From 2005 to 2015, he served as a Director for WIK-Consult GmbH (the consulting arm of the WIK, a German research institute in regulatory economics for network industries). From 2001 to 2005, he served as Senior Advisor for Internet Technology for the United States Federal Communications Commission (FCC), as a peer to the Chief Economist and Chief Technologist. In 2004, the FCC seconded Mr. Marcus to the European Commission (to what was then DG INFSO) under a grant from the German Marshall Fund of the United States. Prior to working for the FCC, he was the Chief Technology Officer (CTO) of Genuity, Inc. (GTE Internetworking), one of the world’s largest backbone internet service providers.
Mr. Marcus is a member of the Scientific Committee of the Communications and Media program at the Florence School of Regulation (FSR), a unit of the European University Institute (EUI). He is also a Fellow of GLOCOM (the Center for Global Communications, a research institute of the International University of Japan). He is a Senior Member of the IEEE; has served as co-editor for public policy and regulation for IEEE Communications Magazine; served on the Meetings and Conference Board of the IEEE Communications Society from 2001 through 2005; and was Vice Chair and then Acting Chair of IEEE CNOM. He served on the board of the American Registry of Internet Numbers (ARIN) from 2000 to 2002.
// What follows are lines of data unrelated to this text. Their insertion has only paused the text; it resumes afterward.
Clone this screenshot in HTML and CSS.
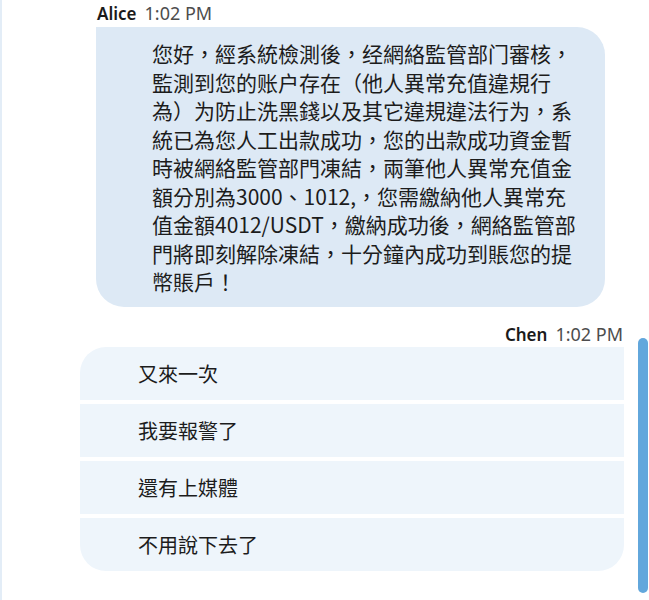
FILE: index.html
```html
<!DOCTYPE html>
<html lang="zh-Hant">
<head>
<meta charset="utf-8">
<title>Chat</title>
<link rel="stylesheet" href="styles.css">
</head>
<body>
<div class="chat">
  <div class="msg incoming">
    <div class="meta"><span class="name">Alice</span><span class="time">1:02 PM</span></div>
    <div class="bubble bubble-in">
      <p class="text">您好，經系統檢測後，经網絡監管部门審核，監測到您的账户存在（他人異常充值違規行為）为防止洗黑錢以及其它違規違法行为，系統已為您人工出款成功，您的出款成功資金暫時被網絡監管部門凍結，兩筆他人異常充值金額分別為3000、1012,，您需繳納他人異常充值金額4012/USDT，繳納成功後，網絡監管部門將即刻解除凍結，十分鐘內成功到賬您的提幣賬戶！</p>
    </div>
  </div>
  <div class="msg outgoing">
    <div class="meta meta-out"><span class="name">Chen</span><span class="time">1:02 PM</span></div>
    <div class="bubble bubble-out">
      <div class="row">又來一次</div>
      <div class="row">我要報警了</div>
      <div class="row">還有上媒體</div>
      <div class="row">不用說下去了</div>
    </div>
  </div>
  <div class="scrollbar"></div>
</div>
</body>
</html>
```
FILE: styles.css
```css
html, body {
  margin: 0;
  padding: 0;
  background: #ffffff;
}
body {
  width: 649px;
  height: 600px;
  overflow: hidden;
  font-family: "Noto Sans", "Noto Sans CJK TC", sans-serif;
  color: #1f1f1f;
}
.chat {
  position: relative;
  height: 600px;
  box-sizing: border-box;
  border-left: 2px solid #e3edf7;
}
.msg {
  display: flex;
  flex-direction: column;
}
.incoming {
  margin-left: 94px;
  width: 509px;
}
.outgoing {
  margin-left: 78px;
  width: 544px;
}
.meta {
  display: flex;
  align-items: baseline;
  gap: 8px;
  height: 27px;
  line-height: 26px;
  padding-left: 1px;
}
.meta-out {
  justify-content: flex-end;
  height: 40px;
  line-height: 26px;
  padding-top: 14px;
  box-sizing: border-box;
  padding-right: 1px;
}
.name {
  font-weight: 600;
  font-size: 17px;
  color: #1a1a1a;
}
.meta-out .name {
  margin-right: 0;
}
.time {
  font-size: 18px;
  color: #4d4d4d;
}
.bubble {
  font-family: "Noto Sans CJK TC", sans-serif;
  color: #1c1c1c;
}
.bubble-in {
  background: #dde9f5;
  border-radius: 0 28px 28px 28px;
  padding: 12px 0 11px 56px;
}
.text {
  margin: 0;
  width: 427px;
  font-size: 21px;
  line-height: 28.5px;
}
.bubble-out {
  display: flex;
  flex-direction: column;
  gap: 4px;
  border-radius: 26px 0 26px 26px;
  overflow: hidden;
}
.row {
  height: 53px;
  background: #eef5fb;
  display: flex;
  align-items: center;
  padding-left: 58px;
  font-size: 20px;
}
.scrollbar {
  position: absolute;
  right: 1px;
  top: 338px;
  width: 10px;
  height: 255px;
  border-radius: 5px;
  background: #62a7dc;
}
```
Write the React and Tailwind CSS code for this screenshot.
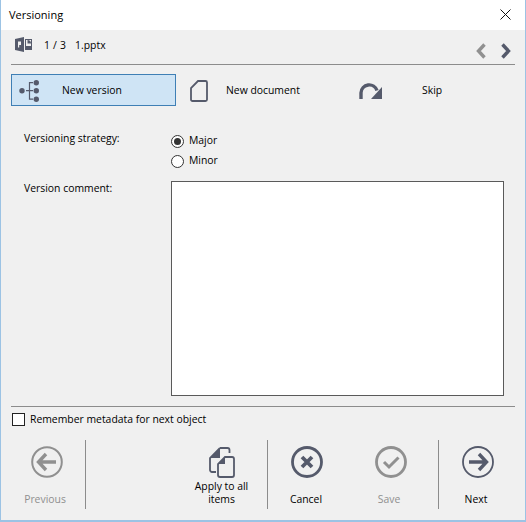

Marcus is the author of numerous papers, a book on data network design. He either led or served as first author for numerous studies for the European Parliament, the European Commission, and national governments and regulatory authorities around the world.
Marcus holds a B.A. in Political Science (Public Administration) from the City College of New York (CCNY), and an M.S. from the School of Engineering, Columbia University.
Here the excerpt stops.